# [Dataset content]
# # # # #

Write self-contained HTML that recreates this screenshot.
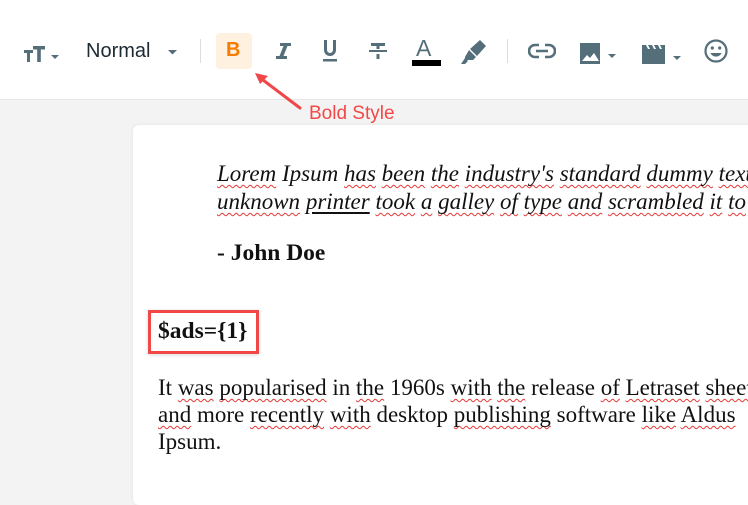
<!DOCTYPE html>
<html><head><meta charset="utf-8">
<style>
html,body{margin:0;padding:0;width:748px;height:484px;overflow:hidden;background:#f3f3f3;font-family:"Liberation Sans",sans-serif}
.tb{position:absolute;left:0;top:0;width:748px;height:99px;background:#fff;border-bottom:1px solid #e6e6e6}
.a{position:absolute}
.ic{fill:#546e7a}
.card{position:absolute;left:133px;top:125px;width:640px;height:380px;background:#fff;border-radius:6px;box-shadow:0 0 3px rgba(0,0,0,.08);overflow:hidden}
.s{font-family:"Liberation Serif",serif;font-size:23.5px;color:#111;white-space:nowrap;position:absolute}
.w{text-decoration:underline wavy #e53935;text-decoration-thickness:1px;text-underline-offset:3px;text-decoration-skip-ink:none}
.u{text-decoration:underline;text-underline-offset:3px}
</style></head><body>
<div class="tb">
  <svg class="a" style="left:22px;top:42px" width="42" height="24" viewBox="0 0 42 24">
    <path class="ic" d="M2 8h9v3H8v9H5v-9H2z M11 4h12v3.5h-4.2V20h-3.6V7.5H11z"/>
    <path class="ic" d="M29 13h8l-4 4z"/>
  </svg>
  <div class="a" style="left:86px;top:40px;font-size:20px;color:#1d2a33">Normal</div>
  <svg class="a" style="left:166px;top:48px" width="14" height="8"><path class="ic" d="M2 2h9l-4.5 4.5z"/></svg>
  <div class="a" style="left:200px;top:39px;width:1px;height:24px;background:#ddd"></div>
  <div class="a" style="left:216px;top:33px;width:36px;height:36px;background:#fff1e0;border-radius:4px"></div>
  <div class="a" style="left:226px;top:39px;font-size:20px;font-weight:bold;color:#f57c00">B</div>
  <svg class="a" style="left:272px;top:40px" width="22" height="22"><path class="ic" d="M8 3h11v3h-3.5l-4 10H15v3H4v-3h3.5l4-10H8z"/></svg>
  <svg class="a" style="left:318px;top:38px" width="24" height="26"><path class="ic" d="M6 2h3v10a3 3 0 0 0 6 0V2h3v10a6 6 0 0 1-12 0z M5 21h14v2.5H5z"/></svg>
  <svg class="a" style="left:366px;top:39px" width="24" height="24"><path class="ic" d="M5 4h14v3h-5.5v3h-3V7H5z M3 11h18v2H3z M10.5 15h3v5h-3z"/></svg>
  <div class="a" style="left:416px;top:35px;font-size:23px;color:#546e7a">A</div>
  <div class="a" style="left:412px;top:60px;width:29px;height:6px;background:#000"></div>
  <svg class="a" style="left:460px;top:38px" width="30" height="28" viewBox="0 0 30 28"><path class="ic" d="M20 2l6 6-9 10-7-7z M9 12l7 7-3 3H5v-3z M1 26l4-6 3 3-3 3z"/></svg>
  <div class="a" style="left:507px;top:39px;width:1px;height:24px;background:#ddd"></div>
  <svg class="a" style="left:528px;top:41px" width="28" height="20" viewBox="0 0 28 20"><path fill="none" stroke="#546e7a" stroke-width="2.6" d="M11 4H7a6 6 0 0 0 0 12h4 M17 4h4a6 6 0 0 1 0 12h-4 M8 10h12"/></svg>
  <svg class="a" style="left:578px;top:41px" width="40" height="24" viewBox="0 0 40 24"><path class="ic" d="M2 2h20v21H2z"/><path fill="#fff" d="M4 20l5-6 3 3 4-5 5 8z"/><path class="ic" d="M30 13h8l-4 4z"/></svg>
  <svg class="a" style="left:640px;top:43px" width="42" height="22" viewBox="0 0 42 22"><path class="ic" d="M2 2h23v19H2z"/><path fill="#fff" d="M6 2h2l2 4H8z M12 2h2l2 4h-2z M18 2h2l2 4h-2z"/><path class="ic" d="M33 13h8l-4 4z"/></svg>
  <svg class="a" style="left:703px;top:38px" width="26" height="26" viewBox="0 0 26 26"><circle cx="13" cy="13" r="10.5" fill="none" stroke="#546e7a" stroke-width="2.2"/><circle cx="9.3" cy="10" r="1.6" fill="#546e7a"/><circle cx="16.7" cy="10" r="1.6" fill="#546e7a"/><path d="M7.5 15a6 6 0 0 0 11 0z" fill="#546e7a"/></svg>
</div>
<svg class="a" style="left:250px;top:68px" width="60" height="45"><path d="M9 9L50 40" stroke="#f04848" stroke-width="3" stroke-linecap="round"/><path d="M5 5l13 3-8 8z" fill="#f04848"/></svg>
<div class="a" style="left:309px;top:103px;font-size:19px;color:#f44747">Bold Style</div>
<div class="card">
  <div class="s" style="left:84px;top:35px;font-style:italic;line-height:28px;font-size:23px"><span class="w">Lorem</span> Ipsum <span class="w">has</span> <span class="w">been</span> <span class="w">the</span> <span class="w">industry's</span> <span class="w">standard</span> <span class="w">dummy</span> <span class="w">text</span><br><span class="w">unknown</span> <span class="u">printer</span> <span class="w">took</span> <span class="w">a</span> <span class="w">galley</span> <span class="w">of</span> <span class="w">type</span> <span class="w">and</span> <span class="w">scrambled</span> <span class="w">it</span> <span class="w">to</span></div>
  <div class="s" style="left:84px;top:115px;font-weight:bold">- John Doe</div>
  <div class="a" style="left:15px;top:185px;width:105px;height:38px;border:3px solid #f04848;box-shadow:0 1px 4px rgba(0,0,0,.15)"></div>
  <div class="s" style="left:25px;top:193px;font-weight:bold">$ads={1}</div>
  <div class="s" style="left:25px;top:249px;line-height:27px;font-size:23px">It <span class="w">was</span> <span class="w">popularised</span> in <span class="w">the</span> 1960s <span class="w">with</span> <span class="w">the</span> release <span class="w">of</span> <span class="w">Letraset</span> <span class="w">sheets</span><br><span class="w">and</span> more <span class="w">recently</span> <span class="w">with</span> desktop <span class="w">publishing</span> software <span class="w">like</span> <span class="w">Aldus</span><br>Ipsum.</div>
</div>
</body></html>
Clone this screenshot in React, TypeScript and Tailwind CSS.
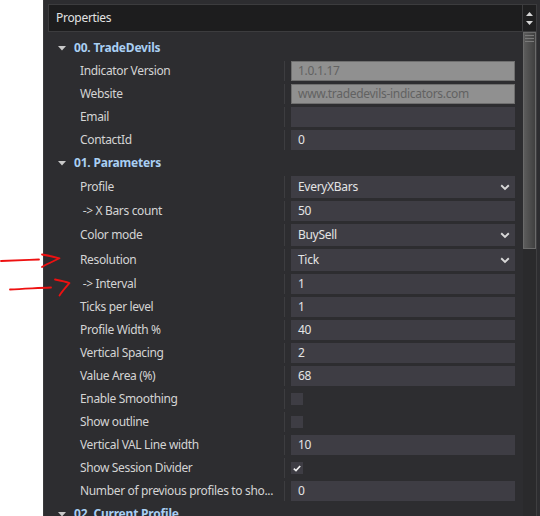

# # # # #

# [Your objective]
Leave out the pictures and output the rest of the material exactly as written.

# [The answer]
Write self-contained HTML that recreates this screenshot.
<!DOCTYPE html>
<html><head><meta charset="utf-8">
<style>
html,body{margin:0;padding:0;width:748px;height:484px;overflow:hidden;background:#f3f3f3;font-family:"Liberation Sans",sans-serif}
.tb{position:absolute;left:0;top:0;width:748px;height:99px;background:#fff;border-bottom:1px solid #e6e6e6}
.a{position:absolute}
.ic{fill:#546e7a}
.card{position:absolute;left:133px;top:125px;width:640px;height:380px;background:#fff;border-radius:6px;box-shadow:0 0 3px rgba(0,0,0,.08);overflow:hidden}
.s{font-family:"Liberation Serif",serif;font-size:23.5px;color:#111;white-space:nowrap;position:absolute}
.w{text-decoration:underline wavy #e53935;text-decoration-thickness:1px;text-underline-offset:3px;text-decoration-skip-ink:none}
.u{text-decoration:underline;text-underline-offset:3px}
</style></head><body>
<div class="tb">
  <svg class="a" style="left:22px;top:42px" width="42" height="24" viewBox="0 0 42 24">
    <path class="ic" d="M2 8h9v3H8v9H5v-9H2z M11 4h12v3.5h-4.2V20h-3.6V7.5H11z"/>
    <path class="ic" d="M29 13h8l-4 4z"/>
  </svg>
  <div class="a" style="left:86px;top:40px;font-size:20px;color:#1d2a33">Normal</div>
  <svg class="a" style="left:166px;top:48px" width="14" height="8"><path class="ic" d="M2 2h9l-4.5 4.5z"/></svg>
  <div class="a" style="left:200px;top:39px;width:1px;height:24px;background:#ddd"></div>
  <div class="a" style="left:216px;top:33px;width:36px;height:36px;background:#fff1e0;border-radius:4px"></div>
  <div class="a" style="left:226px;top:39px;font-size:20px;font-weight:bold;color:#f57c00">B</div>
  <svg class="a" style="left:272px;top:40px" width="22" height="22"><path class="ic" d="M8 3h11v3h-3.5l-4 10H15v3H4v-3h3.5l4-10H8z"/></svg>
  <svg class="a" style="left:318px;top:38px" width="24" height="26"><path class="ic" d="M6 2h3v10a3 3 0 0 0 6 0V2h3v10a6 6 0 0 1-12 0z M5 21h14v2.5H5z"/></svg>
  <svg class="a" style="left:366px;top:39px" width="24" height="24"><path class="ic" d="M5 4h14v3h-5.5v3h-3V7H5z M3 11h18v2H3z M10.5 15h3v5h-3z"/></svg>
  <div class="a" style="left:416px;top:35px;font-size:23px;color:#546e7a">A</div>
  <div class="a" style="left:412px;top:60px;width:29px;height:6px;background:#000"></div>
  <svg class="a" style="left:460px;top:38px" width="30" height="28" viewBox="0 0 30 28"><path class="ic" d="M20 2l6 6-9 10-7-7z M9 12l7 7-3 3H5v-3z M1 26l4-6 3 3-3 3z"/></svg>
  <div class="a" style="left:507px;top:39px;width:1px;height:24px;background:#ddd"></div>
  <svg class="a" style="left:528px;top:41px" width="28" height="20" viewBox="0 0 28 20"><path fill="none" stroke="#546e7a" stroke-width="2.6" d="M11 4H7a6 6 0 0 0 0 12h4 M17 4h4a6 6 0 0 1 0 12h-4 M8 10h12"/></svg>
  <svg class="a" style="left:578px;top:41px" width="40" height="24" viewBox="0 0 40 24"><path class="ic" d="M2 2h20v21H2z"/><path fill="#fff" d="M4 20l5-6 3 3 4-5 5 8z"/><path class="ic" d="M30 13h8l-4 4z"/></svg>
  <svg class="a" style="left:640px;top:43px" width="42" height="22" viewBox="0 0 42 22"><path class="ic" d="M2 2h23v19H2z"/><path fill="#fff" d="M6 2h2l2 4H8z M12 2h2l2 4h-2z M18 2h2l2 4h-2z"/><path class="ic" d="M33 13h8l-4 4z"/></svg>
  <svg class="a" style="left:703px;top:38px" width="26" height="26" viewBox="0 0 26 26"><circle cx="13" cy="13" r="10.5" fill="none" stroke="#546e7a" stroke-width="2.2"/><circle cx="9.3" cy="10" r="1.6" fill="#546e7a"/><circle cx="16.7" cy="10" r="1.6" fill="#546e7a"/><path d="M7.5 15a6 6 0 0 0 11 0z" fill="#546e7a"/></svg>
</div>
<svg class="a" style="left:250px;top:68px" width="60" height="45"><path d="M9 9L50 40" stroke="#f04848" stroke-width="3" stroke-linecap="round"/><path d="M5 5l13 3-8 8z" fill="#f04848"/></svg>
<div class="a" style="left:309px;top:103px;font-size:19px;color:#f44747">Bold Style</div>
<div class="card">
  <div class="s" style="left:84px;top:35px;font-style:italic;line-height:28px;font-size:23px"><span class="w">Lorem</span> Ipsum <span class="w">has</span> <span class="w">been</span> <span class="w">the</span> <span class="w">industry's</span> <span class="w">standard</span> <span class="w">dummy</span> <span class="w">text</span><br><span class="w">unknown</span> <span class="u">printer</span> <span class="w">took</span> <span class="w">a</span> <span class="w">galley</span> <span class="w">of</span> <span class="w">type</span> <span class="w">and</span> <span class="w">scrambled</span> <span class="w">it</span> <span class="w">to</span></div>
  <div class="s" style="left:84px;top:115px;font-weight:bold">- John Doe</div>
  <div class="a" style="left:15px;top:185px;width:105px;height:38px;border:3px solid #f04848;box-shadow:0 1px 4px rgba(0,0,0,.15)"></div>
  <div class="s" style="left:25px;top:193px;font-weight:bold">$ads={1}</div>
  <div class="s" style="left:25px;top:249px;line-height:27px;font-size:23px">It <span class="w">was</span> <span class="w">popularised</span> in <span class="w">the</span> 1960s <span class="w">with</span> <span class="w">the</span> release <span class="w">of</span> <span class="w">Letraset</span> <span class="w">sheets</span><br><span class="w">and</span> more <span class="w">recently</span> <span class="w">with</span> desktop <span class="w">publishing</span> software <span class="w">like</span> <span class="w">Aldus</span><br>Ipsum.</div>
</div>
</body></html>
Clone this screenshot in React, TypeScript and Tailwind CSS.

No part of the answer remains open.